Sunday, September 9, 2012

Lunch Chat (9/13): Science Fiction as Philosophy

I've been reading and thinking about science fiction and its connection to philosophy recently — primarily because of my Philosophy and Film course — and came across this nice little piece in the io9 blog: "The Philosophical Roots of Science Fiction".

I'm sure plenty of people have thought harder about this than I have, but what defines this genre? Suppose I wrote a fictional story about a tangled romance in the Royal Society and how it indirectly lead to Newton's Principia Mathematic. Would that count as a "science fiction" story? It seems to me clearly not! So what's the key ingredient? Perhaps it's some level of "fantasy" — something out of the ordinary occurring? But then why the focus on science? I wonder if this is an accidental association: science is often an enabler of technologies that seem fantastic (or that we can imagine might lead to fantastic possibilities). It's a literary device for generating willing suspension of disbelief. (A lunch chat participant from last week sent me a link to this fun short story that seems to have this feature: invoking an "infinitely powerful computer".)

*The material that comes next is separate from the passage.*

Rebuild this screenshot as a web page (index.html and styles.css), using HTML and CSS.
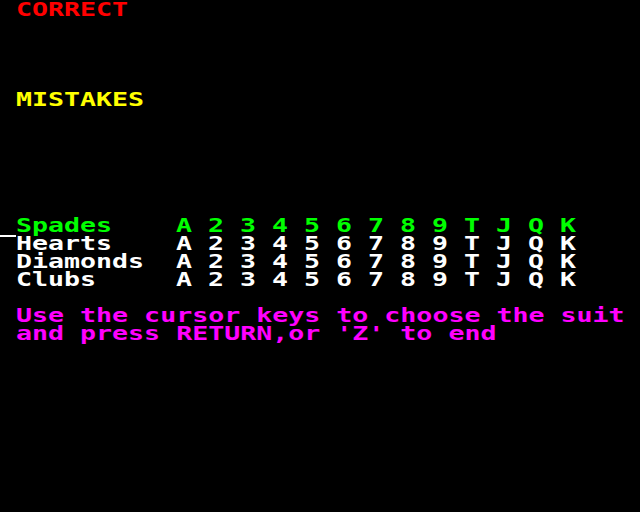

If that's so, then perhaps the core of the genre is better thought of as philosophical fiction. Of course, similar problems with this definition crop up too — imagine a tawdry romance novel involving some academic philosophers [yawn...]. Help me think this through, literary, science, philosophy, computer-science, (and so on)-types! I'll give you some pizza in exchange. . . . As usual: noon in 61 Coleman Hall; Thursday 9/13.